Pastebin link in case layout gets messed up :

http://pastebin.com/embed_js.php?i=QEx2ZGuY

I am trying ElementTree right now using this example : http://pymotw.com/2/xml/etree/ElementTree/parse.html. I have managed to search in the xml for a certain element name and print the contents. But I still do not see a way of finding a matching element on the same level.
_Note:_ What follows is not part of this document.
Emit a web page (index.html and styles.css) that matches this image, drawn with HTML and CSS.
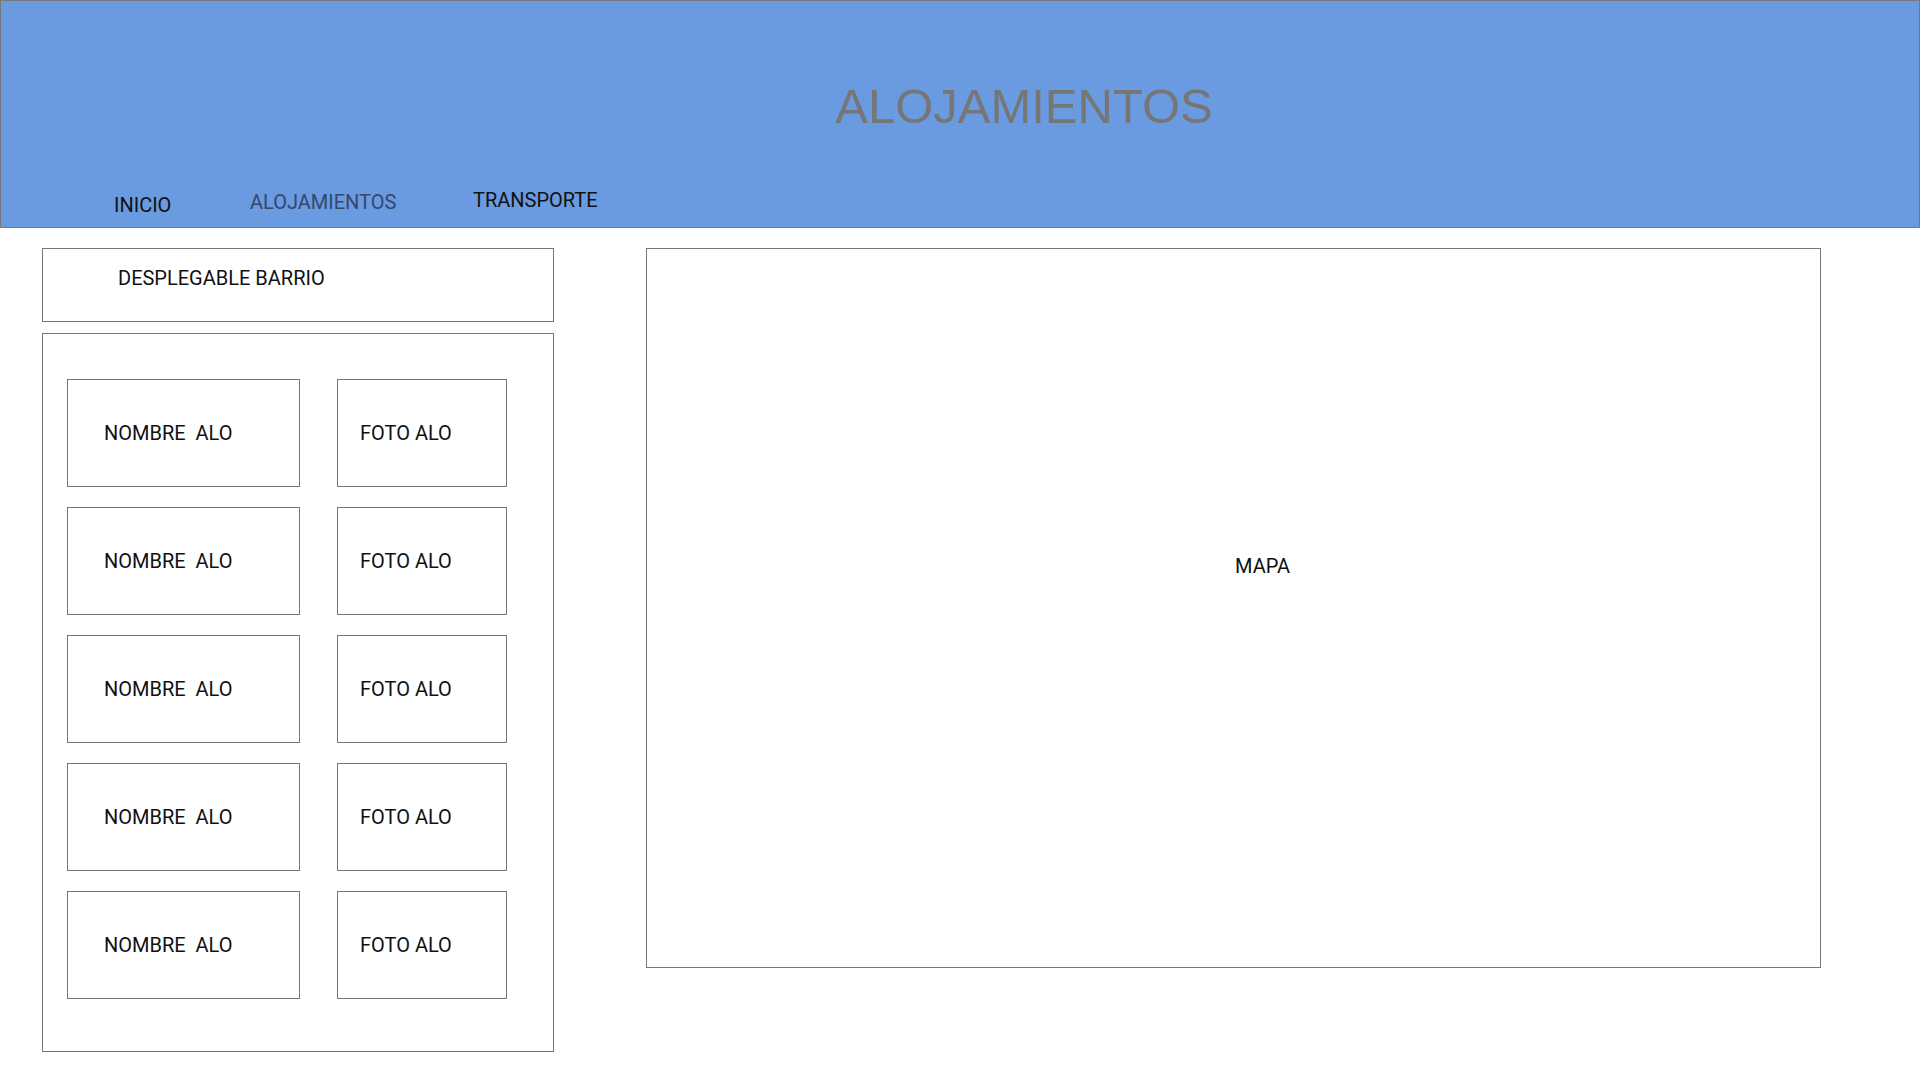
FILE: index.html
```html
<!DOCTYPE html>
<html lang="es">
<head>
<meta charset="utf-8">
<title>Alojamientos</title>
<link rel="stylesheet" href="styles.css">
</head>
<body>
<header class="header">
  <h1 class="title">ALOJAMIENTOS</h1>
  <nav class="nav">
    <a class="nav-link nav-inicio" href="#">INICIO</a>
    <a class="nav-link nav-aloj" href="#">ALOJAMIENTOS</a>
    <a class="nav-link nav-trans" href="#">TRANSPORTE</a>
  </nav>
</header>
<main class="main">
  <section class="sidebar">
    <div class="dropdown">DESPLEGABLE BARRIO</div>
    <div class="list">
      <div class="card card-name">NOMBRE&nbsp; ALO</div>
      <div class="card card-photo">FOTO ALO</div>
      <div class="card card-name">NOMBRE&nbsp; ALO</div>
      <div class="card card-photo">FOTO ALO</div>
      <div class="card card-name">NOMBRE&nbsp; ALO</div>
      <div class="card card-photo">FOTO ALO</div>
      <div class="card card-name">NOMBRE&nbsp; ALO</div>
      <div class="card card-photo">FOTO ALO</div>
      <div class="card card-name">NOMBRE&nbsp; ALO</div>
      <div class="card card-photo">FOTO ALO</div>
    </div>
  </section>
  <section class="map">MAPA</section>
</main>
</body>
</html>
```

FILE: styles.css
```css
* { box-sizing: border-box; }

html, body {
  margin: 0;
  padding: 0;
  background: #ffffff;
}

body {
  font-family: Roboto, "Liberation Sans", Arial, sans-serif;
  font-size: 20px;
  line-height: 24px;
  color: #111111;
  height: 1080px;
  overflow: hidden;
}

.header {
  height: 228px;
  background: #6a9ae0;
  border: 1px solid #777777;
  padding-top: 77px;
}

.title {
  margin: 0;
  padding-left: 128px;
  text-align: center;
  font-family: "Liberation Sans", Arial, sans-serif;
  font-weight: normal;
  font-size: 49px;
  line-height: 57px;
  color: #767676;
}

.nav {
  display: grid;
  grid-template-columns: 136px 223px auto;
  align-items: start;
  padding-left: 113px;
  margin-top: 53px;
}

.nav-link {
  text-decoration: none;
  color: #111111;
  font-size: 20px;
  line-height: 24px;
}

.nav-inicio { margin-top: 5px; }
.nav-aloj { margin-top: 2px; color: #34486a; }
.nav-trans { margin-top: 0; }

.main {
  display: flex;
  align-items: flex-start;
  gap: 92px;
  padding: 20px 0 0 42px;
}

.sidebar {
  width: 512px;
  display: flex;
  flex-direction: column;
  gap: 11px;
}

.dropdown {
  height: 74px;
  border: 1px solid #777777;
  padding: 17px 0 0 75px;
}

.list {
  height: 719px;
  border: 1px solid #777777;
  padding: 45px 0 0 24px;
  display: grid;
  grid-template-columns: 233px 170px;
  grid-auto-rows: 108px;
  column-gap: 37px;
  row-gap: 20px;
  align-content: start;
}

.card {
  border: 1px solid #777777;
  display: flex;
  align-items: center;
  white-space: nowrap;
}

.card-name { padding-left: 36px; }
.card-photo { padding-left: 22px; }

.map {
  width: 1175px;
  height: 720px;
  border: 1px solid #777777;
  padding: 305px 0 0 588px;
}
```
from xml.etree import ElementTree
with open('mydata.xml', 'rt') as f:
    tree = ElementTree.parse(f)
#    filelist = ElementTree.ElementTree.find()
for node in tree.findall('.//file'):
    FileName = node.tag, node.text
    print FileName

Output :

('file', 'test.png')
('file', 'blue.png')

You can do what you want with any of the parsers you mentioned. Can you be more concrete about the problem you cannot get by ? — Bogdan, Jan 30 '12 at 10:40

score 1 · Accepted Answer · answered Jan 30 '12 at 13:21

Here's a quick example of how to do what I think you want using lxml.etree and xpath.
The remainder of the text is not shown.